Frugal Leaders: Frugal leaders spend less than their peers on IT, on average, and derive higher impact from their lower-than-average spending. These companies often aren’t innovators in how they invest in IT; rather, they take a wait-and-see approach, investing in new technologies as they become mature. They frequently have more established processes than their peers. In tight markets, frugal leaders have proven to be the best performers – being adept at scaling spending down to meet revenue slowdowns while still maintaining profitability.

Unless these companies misstep, their leadership position is normally secure. The biggest danger is if the market grows or shifts dramatically, they could lose significant ground and market share by not investing quickly enough. Frugal leaders must monitor their mix of IT, and spend more when product life cycles dictate and growth opportunities emerge.

The frugal leaders should be sure spending still occurs on innovative projects such as Web services, wireless, and business intelligence.

Investing Leaders: Investing leaders generally spend more than their peers on IT, but their IT and other business investments still pay off. These companies tend to have higher-than-average budgets for innovative projects or near-term initiatives to reinvent the business or process change using technology. In general, the goal is to improve competitive positioning with strategic spending.

When a market retracts, these companies may not be quick to scale back. Within a few years, these companies should become frugal leaders or risk becoming habitual over-spenders. Sustained higher spending levels shows that a percentage of the spending is being squandered.

Investing leaders should look to maximize investments from existing technology and reduce costs with projects such as enterprise application integration, warehouse consolidation and data center consolidation.

Investing Followers: Investing followers spend more than their peers on IT yet don’t achieve comparable returns. These companies could be investing in reinventing their business, improving processes, launching new products or other important short-term investments to reap long-term rewards. Or, the company simply could be investing in the wrong IT projects.

This type of company is ripe for opportunities in reducing costs and deriving business value. If the Investing Follower doesn’t move to become an investing leader or frugal leader over time, change is in order.

IT operations savings need to be derived via server and storage consolidation, client standardization, and IT manageability improvements. Business projects should be focused on cost savings in most important business process improvements in the supply chain, CRM, financial management or human capital management.

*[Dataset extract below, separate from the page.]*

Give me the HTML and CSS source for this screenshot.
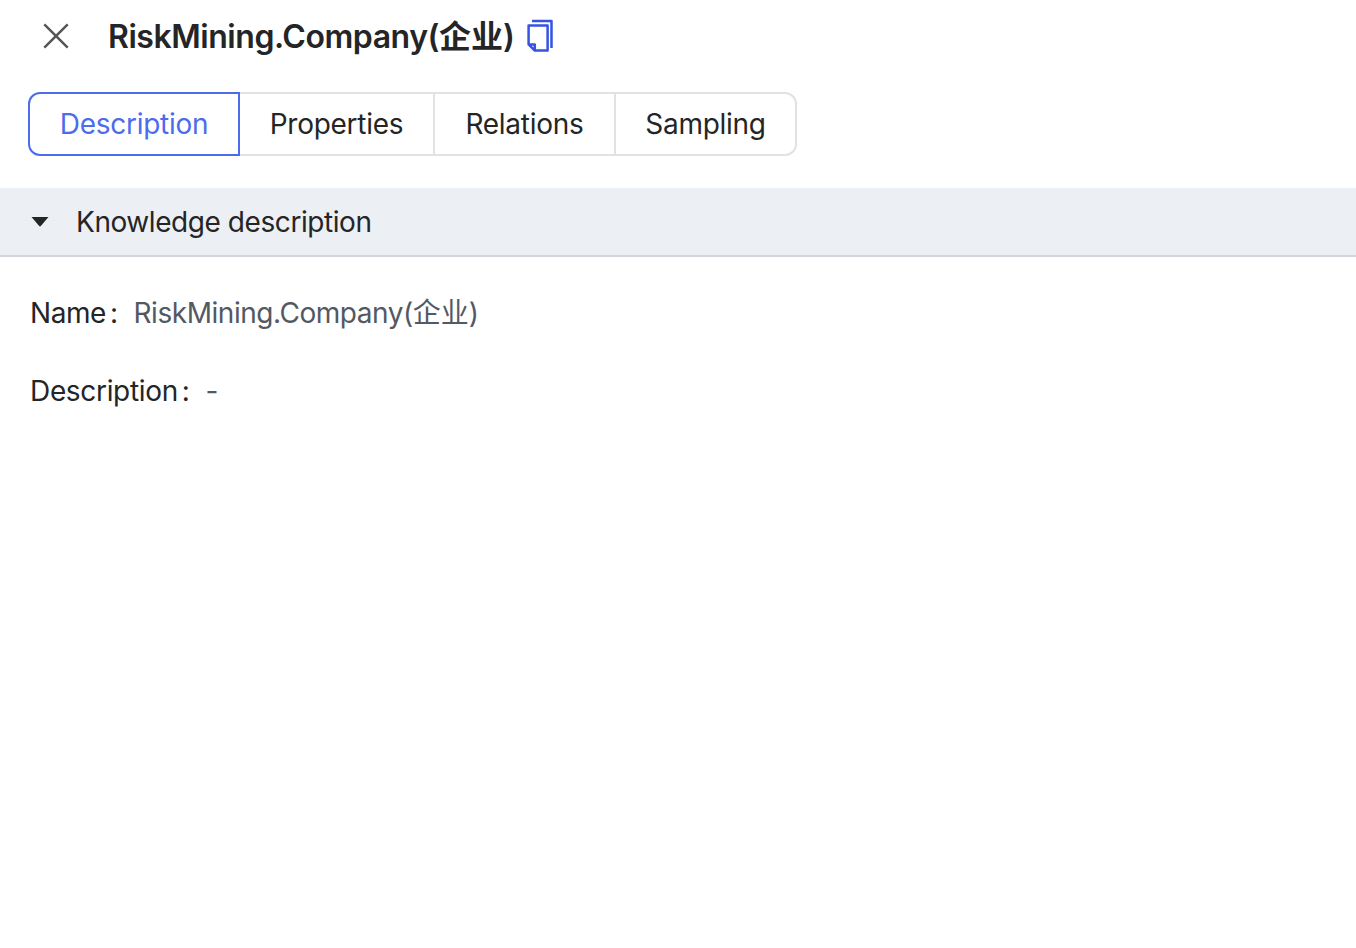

Frugal Followers: Frugal followers spend less on IT than their peers and often are technology investment laggards. This frugality often entails some positive traits, such as best practices to reduce costs. Whether because of a lack of investing in innovative technology, a product life cycle challenge, or not recognizing some other fundamental business shift, these companies have fallen behind their peers on IT ROI.

These followers often need to migrate to an investment phase in the near term to change their competitive position. They can start by selecting one or two modest high-impact strategic projects that could help change the market or target a competitor.

IT should focus on a mix of cost savings and revenue growth, focusing on the highest opportunity business process improvements in supply-chain management, CRM, financial management, human capital management and analytics/business intelligence.

Once the planning team has determined where its company is competitively positioned, uncovering opportunities for improvement is the next step. Rather than looking at project requests reactively, teams should proactively explore and quantify ROI options.